Summary of the Proposed Transaction

      As described herein under the caption "Proposal to Approve the
Transaction," on October 24, 1996, the Holding Company and FOHP-NJ entered into
the Securities Purchase Agreement with HSI which contemplates, among other
things, that:

      o The Holding Company will issue, and HSI will purchase for $30,000,000,
Debentures in the initial aggregate principal amount of $30,000,000 which (i)
will be convertible, at the option of HSI, into shares of Common Stock, par
value $.01 per share ("New Common Stock"), of the Holding Company that will be
available for issuance after the amendments to the Holding Company's Certificate
of Incorporation contemplated by the Securities Purchase Agreement are effected,
which will represent 40% of the Holding Company's outstanding common equity
(after taking into account the exercise of the Option described below, the
conversion of the Debentures and the exercise of all outstanding options and
warrants exercisable for shares of New Common Stock), and (ii) will bear
interest at a rate per annum equal to the rate charged to HSI under its existing
credit facility with a consortium of commercial banks (as such rate may be
adjusted from time to time).

      o HSI will be granted an option (the "Option") to purchase shares of New
Common Stock representing 11% of the Holding Company's outstanding common equity
(after taking into account the exercise of the Option, conversion of the
Debentures and the exercise of all outstanding options and warrants exercisable
for shares of New Common Stock) for an aggregate purchase price of (i) either
$8,250,000 or, under certain circumstances described herein under the caption
"The Option Agreement," $11,250,000 minus, in either case, (ii) the product of
$3.93 multiplied by the number of shares of New Common Stock purchased by HSI in
the Purchase Offer (as hereinafter defined) or redeemed by the Holding Company
in the Holding Company Offer (as hereinafter defined), as the case may be.
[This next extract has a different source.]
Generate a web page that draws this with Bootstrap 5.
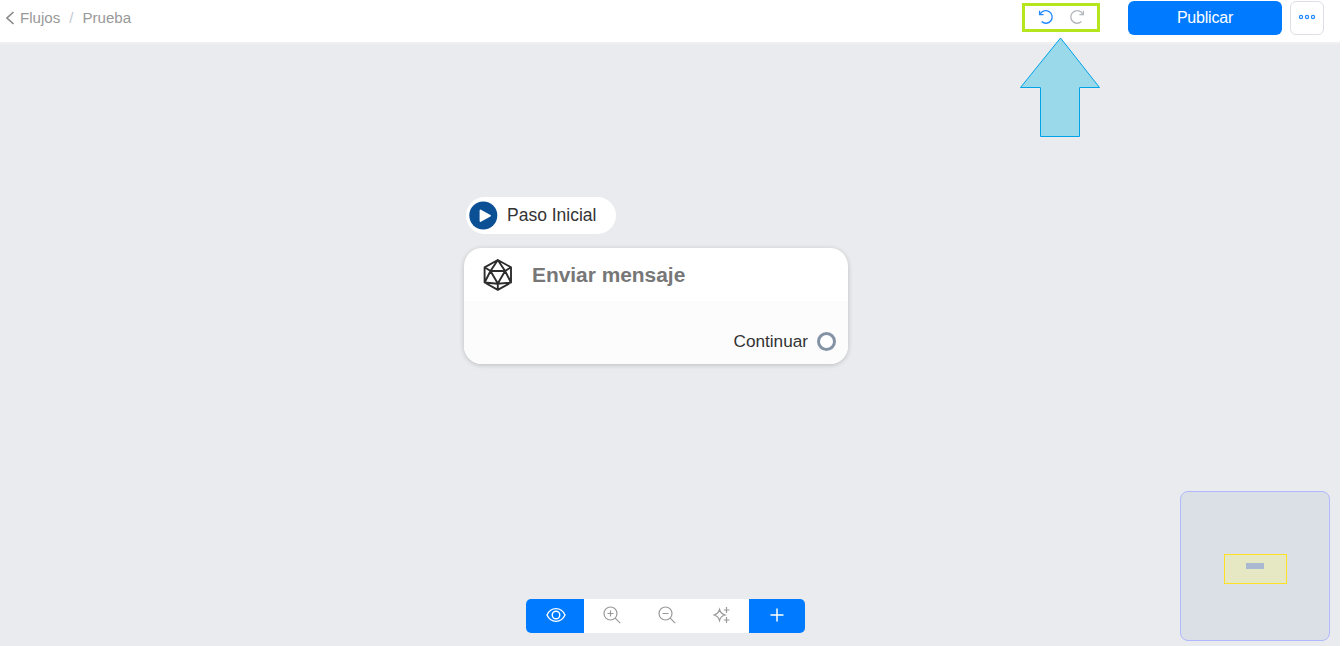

      o If the Option is exercised by HSI, the proceeds may be distributed to
the shareholders of the Holding Company (other than HSI) as a dividend, provided
certain events take place.

      o After the closing of the Securities Purchase Agreement, HSI will (i)
make a pro rata offer to all of the Holding Company's shareholders to purchase
up to 857,284 shares of New Common Stock at a per share value of $21.43, or (ii)
require the Holding Company to offer to repurchase from all shareholders of the
Holding Company for cash (which cash shall have been provided by HSI for
convertible debentures having terms substantially similar to the terms of the
Debentures), up to 857,284 shares of New Common Stock at a per share price of
$21.43.

      o After January 1, 1999, but prior to May 31, 1999, HSI will initiate an
offer to the Holding Company's shareholders pursuant to which all shareholders
of the Holding Company will be entitled to exchange their shares of New Common
Stock for (i) Class A Common Stock of HSI (or the common stock of a successor
corporation of HSI), or, at HSI's option, (ii) cash. The amount of 


                                       2
<PAGE>

consideration a shareholder of the Holding Company will receive for each share
of New Common Stock offered for exchange will be agreed upon by the Holding
Company and HSI, or if no such agreement can be reached, determined by an
independent appraisal of the New Common Stock; provided, however, that if the
Holding Company's revenues exceed $62,500,000 for the quarter preceding HSI's
offer, the value that a shareholder will receive for one share of New Common
Stock will, at the very least, reflect an aggregate valuation of the Holding
Company of $75,000,000.

      o The Holding Company and HSI will enter into a General Administrative
Services Management Agreement pursuant to which HSI will be engaged to manage
all of the Holding Company's administrative services.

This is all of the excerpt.